By contrast, in an embodiment of the present invention, a GeTe film is used as the active layer of a thin-film transistor of the inverted coplanar structure. More specifically, the GeTe film is sputter-deposited under the sputtering conditions of a 30-sccm argon flow, a 100-W sputtering power, and a 2000-second deposition time. Then, the GeTe film is subjected to thermal annealing conducted in an oxygen environment at 220° C. for 30 minutes until the thin-film transistor is formed. FIG. 4 shows the electrical characteristic curve obtained from test results of the thin-film transistor. By substituting the extracted drain current of 10⁻⁹ A and the corresponding gate voltage of 10⁻¹¹ V into the subthreshold swing (S.S.) equation

$S.S.={\left(\frac{\partial \log \left(I_{\mathrm{drain}}\right)}{\partial V_g}\right)}^{-1},$

a subthreshold swing (S.S.) of 0.182 V/dec is obtained, from which it can be inferred that the transistor has a high current on/off ratio. Furthermore, based on the equation

$\mathrm{gm}=C_{\mathrm{ox}}·\mu ·\frac{W}{L}V_d$

of the linear region of the electrical characteristic curve in FIG. 4, the carrier mobility of the thin-film transistor is calculated as 96.2 cm²/Vs, which is far higher than that of the conventional thin-film transistor in the comparison example whose active layer is formed of ITZO.

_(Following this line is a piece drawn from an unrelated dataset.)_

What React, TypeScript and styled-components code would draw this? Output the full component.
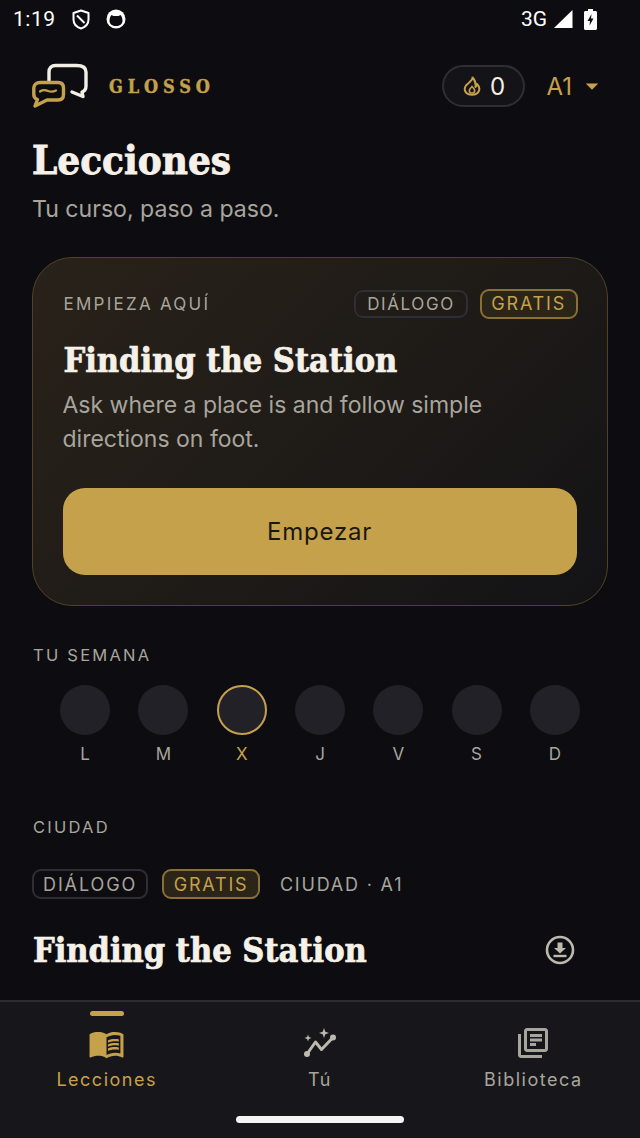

The description of the foregoing embodiments should be able to enable a person of ordinary skill in the art to fully understand the operation, use, and effects of the present invention. The embodiments, however, are only some preferred ones of the present invention and are not intended to be restrictive of the scope of the present invention. All simple equivalent changes and modifications made according to the appended claims and the present specification should fall within the scope of the present invention.

Claims

1. A thin-film transistor, comprising a substrate, a gate electrode, a gate electrode insulating layer, a source electrode, a drain electrode, and an active layer stacked together, the thin-film transistor being characterized in that: the active layer is a group IV-VI compound semiconductor film, and said group IV-VI compound is one of geranium sulfide (GeS), germanium selenide (GeSe), germanium telluride (GeTe), tin selenide (SnSe), and tin telluride (SnTe) or a ternary, quaternary, or quinary compound thereof.

2. The thin-film transistor of claim 1, wherein each of the gate electrode, the source electrode, and the drain electrode is a film formed by sequentially stacking titanium (Ti), aluminum (Al), and Ti.

3. A method for manufacturing a thin-film transistor, comprising:

depositing on a substrate a structure including a gate electrode, a gate electrode insulating layer, a source electrode, a drain electrode;

depositing an active layer on said structure, the active layer being formed by a group IV-VI compound and being deposited by sputtering in an atmosphere devoid of oxygen, wherein said group IV-VI compound is one of germanium sulfide (GeS), germanium selenide (GeSe), germanium telluride (GeTe), tin selenide (SnSe), and tin telluride (SnTe) or a ternary, quaternary, or quinary compound thereof; and

performing thermal annealing after the active layer is deposited.

4. The method of claim 3, wherein each of the gate electrode deposited, the source electrode deposited, and the drain electrode deposited is a film formed by sequentially stacking titanium (Ti), aluminum (Al), and Ti.

5. The method of claim 3, wherein the active layer deposited is a GeTe film, and the GeTe film is deposited by sputtering under sputtering conditions of an argon flow of 10 to 35 standard cubic centimeters per minute (sccm), a sputtering power of 100 to 300 W, and a deposition time of 500 to 3000 seconds.